Write out the data again exactly, skipping every picture.
========
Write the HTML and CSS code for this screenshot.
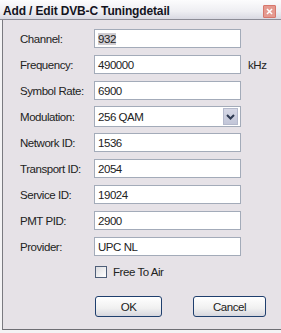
FILE: index.html
```html
<!DOCTYPE html>
<html lang="en">
<head>
  <meta charset="UTF-8" />
  <title>Add / Edit DVB-C Tuningdetail</title>
  <link rel="stylesheet" href="styles.css">
</head>
<body>
  <div class="dialog">
    <div class="titlebar">
      <span class="title">Add / Edit DVB-C Tuningdetail</span>
      <span class="close-btn">
        <svg width="13" height="13" viewBox="0 0 13 13">
          <path d="M3.5 3.5 L9.5 9.5 M9.5 3.5 L3.5 9.5" stroke="#fff" stroke-width="1.8" fill="none"/>
        </svg>
      </span>
    </div>

    <div class="dialog-body">
      <div class="row">
        <label>Channel:</label>
        <div class="field"><span class="selected">932</span></div>
      </div>
      <div class="row">
        <label>Frequency:</label>
        <div class="field">490000</div>
        <span class="unit">kHz</span>
      </div>
      <div class="row">
        <label>Symbol Rate:</label>
        <div class="field">6900</div>
      </div>
      <div class="row">
        <label>Modulation:</label>
        <div class="field combo">
          <span>256 QAM</span>
          <span class="combo-btn">
            <svg width="9" height="6" viewBox="0 0 9 6">
              <path d="M1 1 L4.5 4.5 L8 1" stroke="#2e3a52" stroke-width="2" fill="none"/>
            </svg>
          </span>
        </div>
      </div>
      <div class="row">
        <label>Network ID:</label>
        <div class="field">1536</div>
      </div>
      <div class="row">
        <label>Transport ID:</label>
        <div class="field">2054</div>
      </div>
      <div class="row">
        <label>Service ID:</label>
        <div class="field">19024</div>
      </div>
      <div class="row">
        <label>PMT PID:</label>
        <div class="field">2900</div>
      </div>
      <div class="row">
        <label>Provider:</label>
        <div class="field">UPC NL</div>
      </div>

      <div class="check-row">
        <span class="checkbox"></span>
        <span>Free To Air</span>
      </div>

      <div class="buttons">
        <button class="btn btn-ok">OK</button>
        <button class="btn btn-cancel">Cancel</button>
      </div>
    </div>
  </div>
</body>
</html>
```

FILE: styles.css
```css
body {
  margin: 0;
  background: #f4f3f5;
  font-family: "Liberation Sans", Arial, sans-serif;
  font-size: 11.5px;
  letter-spacing: -0.45px;
  color: #222;
}

.dialog {
  width: 281px;
  height: 333px;
}

.titlebar {
  height: 19px;
  display: flex;
  align-items: center;
  justify-content: space-between;
  padding: 0 5px 0 3px;
  background: linear-gradient(#fcfcfd, #eeeef2 60%, #d9d9e2);
  border-bottom: 1px solid #8c8c96;
}

.title {
  font-size: 12px;
  font-weight: bold;
  letter-spacing: -0.15px;
  color: #14141e;
  padding-top: 3px;
}

.close-btn {
  width: 13px;
  height: 13px;
  margin-top: 4px;
  background: #e59a90;
  border: 1px solid #d7776c;
  box-sizing: border-box;
  border-radius: 1px;
  display: flex;
  align-items: center;
  justify-content: center;
}

.close-btn svg {
  width: 11px;
  height: 11px;
}

.dialog-body {
  box-sizing: border-box;
  height: 310px;
  margin-left: 2px;
  padding: 9px 0 0 17px;
  background: #e6e2e7;
  border-left: 1px solid #7a7a80;
  border-bottom: 1px solid #6e6e74;
}

.row {
  display: flex;
  align-items: center;
  height: 19px;
  margin-bottom: 7px;
}

.row label {
  width: 74px;
}

.field {
  box-sizing: border-box;
  width: 147px;
  height: 19px;
  padding-left: 3px;
  display: flex;
  align-items: center;
  background: #fff;
  border: 1px solid #a3abb9;
}

.selected {
  background: #cfcdd2;
}

.unit {
  margin-left: 7px;
}

.combo {
  height: 21px;
  justify-content: space-between;
  padding-right: 2px;
}

.combo-btn {
  width: 15px;
  height: 17px;
  display: flex;
  align-items: center;
  justify-content: center;
  background: linear-gradient(#d6d8e6, #c2c6d8);
  border: 1px solid #b4b9cc;
  box-sizing: border-box;
}

.check-row {
  display: flex;
  align-items: center;
  gap: 6px;
  margin: 10px 0 0 75px;
  height: 12px;
}

.checkbox {
  box-sizing: border-box;
  width: 12px;
  height: 12px;
  border: 1px solid #4e5e78;
  background: linear-gradient(135deg, #dcdce0, #fff);
}

.buttons {
  display: flex;
  gap: 31px;
  margin: 18px 0 0 75px;
}

.btn {
  height: 21px;
  font-family: "Liberation Sans", Arial, sans-serif;
  font-size: 11.5px;
  letter-spacing: -0.45px;
  color: #1a1a1a;
  border: 1px solid #1f3f6e;
  border-radius: 3px;
  background: linear-gradient(#ffffff, #f0f0f0 60%, #d6d6de);
  padding: 0;
}

.btn-ok {
  width: 67px;
}

.btn-cancel {
  width: 73px;
}
```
========
▶ [Solution for this exercise]
Write the HTML and CSS code for this screenshot.
FILE: index.html
```html
<!DOCTYPE html>
<html lang="en">
<head>
  <meta charset="UTF-8" />
  <title>Add / Edit DVB-C Tuningdetail</title>
  <link rel="stylesheet" href="styles.css">
</head>
<body>
  <div class="dialog">
    <div class="titlebar">
      <span class="title">Add / Edit DVB-C Tuningdetail</span>
      <span class="close-btn">
        <svg width="13" height="13" viewBox="0 0 13 13">
          <path d="M3.5 3.5 L9.5 9.5 M9.5 3.5 L3.5 9.5" stroke="#fff" stroke-width="1.8" fill="none"/>
        </svg>
      </span>
    </div>

    <div class="dialog-body">
      <div class="row">
        <label>Channel:</label>
        <div class="field"><span class="selected">932</span></div>
      </div>
      <div class="row">
        <label>Frequency:</label>
        <div class="field">490000</div>
        <span class="unit">kHz</span>
      </div>
      <div class="row">
        <label>Symbol Rate:</label>
        <div class="field">6900</div>
      </div>
      <div class="row">
        <label>Modulation:</label>
        <div class="field combo">
          <span>256 QAM</span>
          <span class="combo-btn">
            <svg width="9" height="6" viewBox="0 0 9 6">
              <path d="M1 1 L4.5 4.5 L8 1" stroke="#2e3a52" stroke-width="2" fill="none"/>
            </svg>
          </span>
        </div>
      </div>
      <div class="row">
        <label>Network ID:</label>
        <div class="field">1536</div>
      </div>
      <div class="row">
        <label>Transport ID:</label>
        <div class="field">2054</div>
      </div>
      <div class="row">
        <label>Service ID:</label>
        <div class="field">19024</div>
      </div>
      <div class="row">
        <label>PMT PID:</label>
        <div class="field">2900</div>
      </div>
      <div class="row">
        <label>Provider:</label>
        <div class="field">UPC NL</div>
      </div>

      <div class="check-row">
        <span class="checkbox"></span>
        <span>Free To Air</span>
      </div>

      <div class="buttons">
        <button class="btn btn-ok">OK</button>
        <button class="btn btn-cancel">Cancel</button>
      </div>
    </div>
  </div>
</body>
</html>
```

FILE: styles.css
```css
body {
  margin: 0;
  background: #f4f3f5;
  font-family: "Liberation Sans", Arial, sans-serif;
  font-size: 11.5px;
  letter-spacing: -0.45px;
  color: #222;
}

.dialog {
  width: 281px;
  height: 333px;
}

.titlebar {
  height: 19px;
  display: flex;
  align-items: center;
  justify-content: space-between;
  padding: 0 5px 0 3px;
  background: linear-gradient(#fcfcfd, #eeeef2 60%, #d9d9e2);
  border-bottom: 1px solid #8c8c96;
}

.title {
  font-size: 12px;
  font-weight: bold;
  letter-spacing: -0.15px;
  color: #14141e;
  padding-top: 3px;
}

.close-btn {
  width: 13px;
  height: 13px;
  margin-top: 4px;
  background: #e59a90;
  border: 1px solid #d7776c;
  box-sizing: border-box;
  border-radius: 1px;
  display: flex;
  align-items: center;
  justify-content: center;
}

.close-btn svg {
  width: 11px;
  height: 11px;
}

.dialog-body {
  box-sizing: border-box;
  height: 310px;
  margin-left: 2px;
  padding: 9px 0 0 17px;
  background: #e6e2e7;
  border-left: 1px solid #7a7a80;
  border-bottom: 1px solid #6e6e74;
}

.row {
  display: flex;
  align-items: center;
  height: 19px;
  margin-bottom: 7px;
}

.row label {
  width: 74px;
}

.field {
  box-sizing: border-box;
  width: 147px;
  height: 19px;
  padding-left: 3px;
  display: flex;
  align-items: center;
  background: #fff;
  border: 1px solid #a3abb9;
}

.selected {
  background: #cfcdd2;
}

.unit {
  margin-left: 7px;
}

.combo {
  height: 21px;
  justify-content: space-between;
  padding-right: 2px;
}

.combo-btn {
  width: 15px;
  height: 17px;
  display: flex;
  align-items: center;
  justify-content: center;
  background: linear-gradient(#d6d8e6, #c2c6d8);
  border: 1px solid #b4b9cc;
  box-sizing: border-box;
}

.check-row {
  display: flex;
  align-items: center;
  gap: 6px;
  margin: 10px 0 0 75px;
  height: 12px;
}

.checkbox {
  box-sizing: border-box;
  width: 12px;
  height: 12px;
  border: 1px solid #4e5e78;
  background: linear-gradient(135deg, #dcdce0, #fff);
}

.buttons {
  display: flex;
  gap: 31px;
  margin: 18px 0 0 75px;
}

.btn {
  height: 21px;
  font-family: "Liberation Sans", Arial, sans-serif;
  font-size: 11.5px;
  letter-spacing: -0.45px;
  color: #1a1a1a;
  border: 1px solid #1f3f6e;
  border-radius: 3px;
  background: linear-gradient(#ffffff, #f0f0f0 60%, #d6d6de);
  padding: 0;
}

.btn-ok {
  width: 67px;
}

.btn-cancel {
  width: 73px;
}
```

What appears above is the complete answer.